Cavallo Simple boots ($119)
It's an incestous world! Cavallo used to make the Old Macs, but they sold the patent to EasyCare and moved on to the Simple Boot. These are best for a rounder foot. They're considered to be a great value, easy to get on and off, and they stay on well if they fit. The velcro suffers from the same problem as bellboots with velcro -- you must protect the velcro "stickiness." One owner mentioned they require a breakin period.

Boa boots ($150ish)
The Boa boots have their fans, and they are simple to use, but the word on the street is that they have issues. They use tension wires which you can loosen or tighten with a dial -- but one owenr complained the dial makes an impression on the hoof. Others say that the wires start to loosen on their own over time, the fasteners break, and there is one part that detaches and it can pop off mid-ride. Riley fusses with his boots, and I'm certain he could pull it off with his teeth. Some Boa boot owners report they need to trim their horse every three weeks to maintain a good fit. Other posters complain that the boots twist on the foot.

Renegade boots
These used to be available only through a farrier. They seem to be quite popular -- easy to put on, great colors, a below the hoofline (no rubbing), lighter and more flexible than Easycare boots, durable for endurance riders. One poster on COTH did lament that they do not come in larger sizes (Web site sizing tops out at 5 1/2" wide and long). Here's a review from Gopony.blogspot.com

Sabresneaker ($100ish each)
These are kept behind the counter at Horseman's Outlet -- not sure why except that they're sold in singles and are a tad pricier than most. Or, perhaps it's just that they're often special-ordered. They are definitely for a round-soled horse. My friend has one that is going strong after a lot of pasture turnout -- not just her horse but other boarder's horses (she's the generous type). One owner said that there is no tread on the sole, and they're slippery on wet grass. I doubt it is intended for turnout.

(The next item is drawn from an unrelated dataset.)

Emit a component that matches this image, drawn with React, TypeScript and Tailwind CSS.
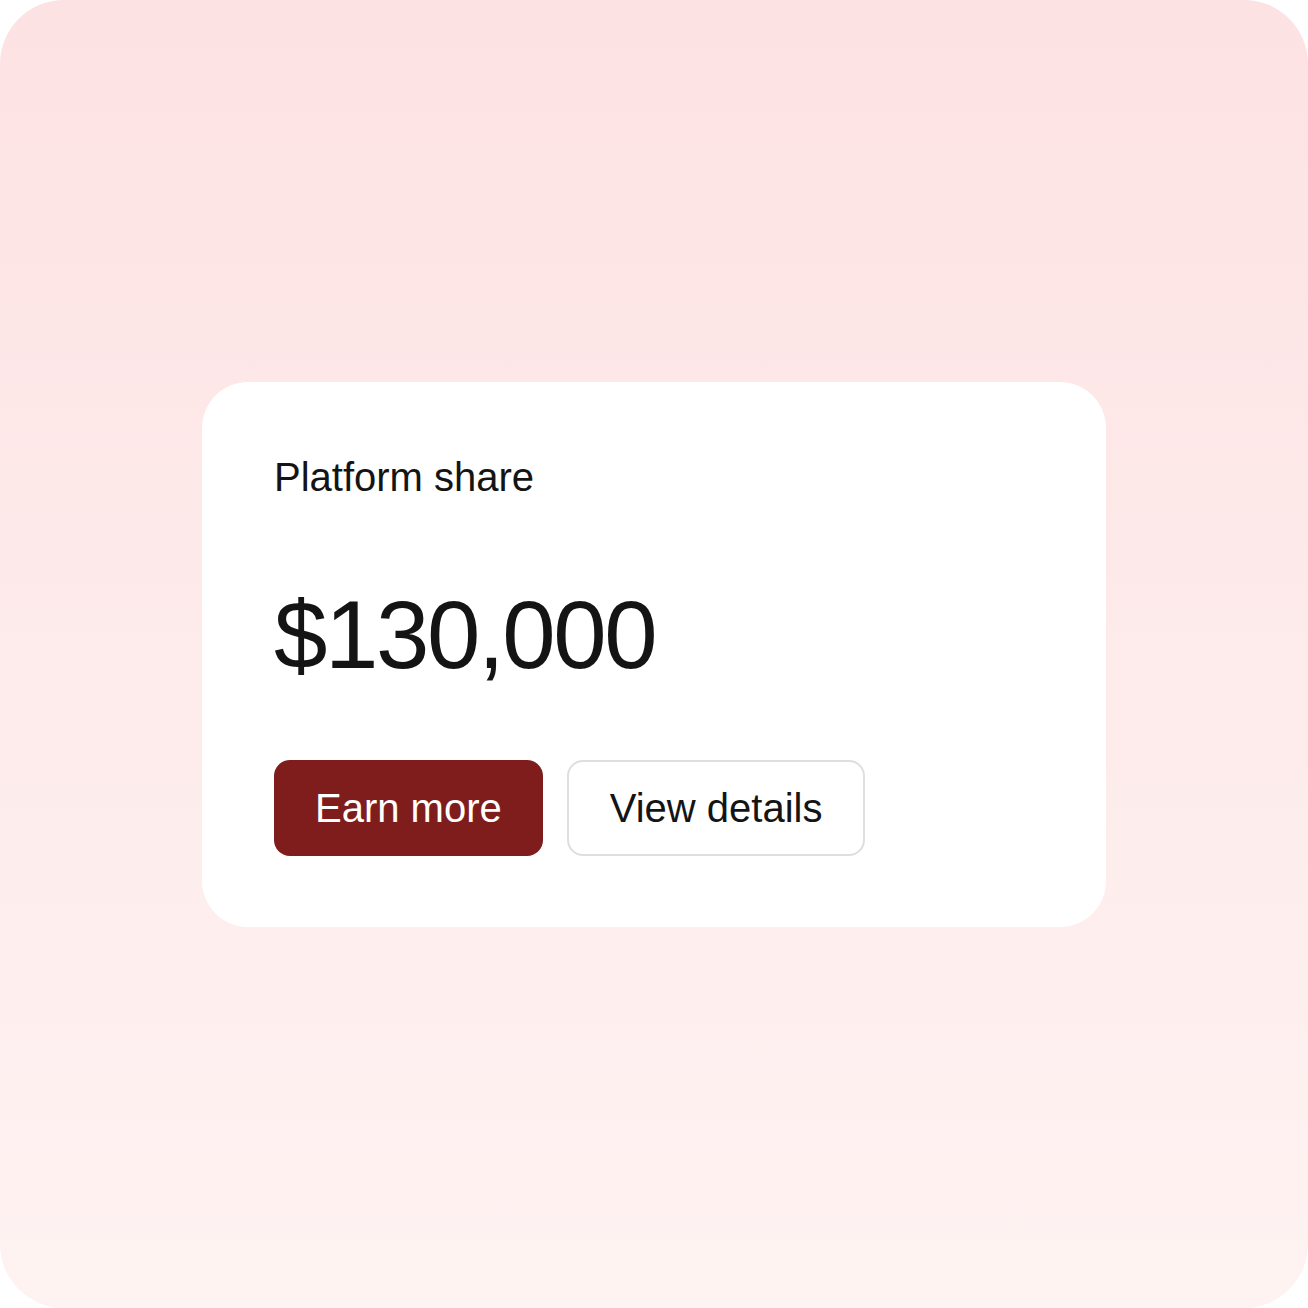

Marquis hoofwear ($300ish)
These boots use air bladders or chambers that can be pumped to improve fit, and there are replaceable parts available if something breaks. They're the priciest in this review. Certainly some people report they like them, while others have commented they "have a nice fit but are relatively heavy." From the comments generally I gather they were one of the early models that have gotten pushed out of contention by an ever-growing array of boot choices.

A nifty tip for the budget-conscious
Wanna find a used boot? Check out the Boot swap page where you can buy or trade used boots, courtesy of naturalhorsetrim.com

My .02
I'm not conservative about spending, but I am conservative on safety issues. Any of the boots on the market are potentially unsafe if the fit is less than perfect. Let's face it, the boots are unwieldy looking, bulky, and stiff. Imagine your horse gets one half-way off and then is compelled to run around. Here is a quote from a COTH poster: "Old Macs turned on his feet and the strap that keeps them on necrosed part of his pastern skin, and the crank button on the Boa boots dug into his coronet band and caused a ripple in his hoof growth after just being on for about 6 hours." Unless your horse is pretty quiet, and unless the fit is absolutely perfect, I would probably worry too much about using them for riding or unsupervised outside time.

So, after spending all that money, I've decided that Riley can wear his Cavallos in his stall. They'll keep his feet clean, hold bandages and meds, and they'll last forever. I don't care if they're over-engineered for their purpose!


Hoof boots hit the trail from Myhorse.com

Hoof boots: The sound alternative to conventional shoes from High Performance Hoof Care

Hoof boot reviews from, well, some individual

Hoof boots from All-natural-horse-care.com

Barefoot boots from Valley Vet Supply

Hoof boots: Protection without permanence from The Horse magazine

Hoof boots and Brands of hoof boots from bellaonline.com

Hoofwings by horsneakers (custom fit horse boots)

Hoof boots from All-natural-horse-care

Hoof boots for riding from the Horse Journal

Changes afoot a pdf document from Tag 'n Togs Merchandising (May 2007)

These boots are made for walkin' and a whole lot more! (pdf file, discussion of boots aimed at farriers)


  1. I have the Cavellos for my Boy in case he loses a shoe, but I did have some rubbing problems. He wore them in turnout and was chafed above the coronary band. I will use them with more care next time.

    However, the fit is excellent and they stay on really well. Just keep an eye on Riley for chafing.

  2. I have the Boas on recommendation from my farrier and like then well enough. However for my mare I might try to the new easycare that come below the hair line as they look really light. Too bad it wasn't easier to "try before you buy".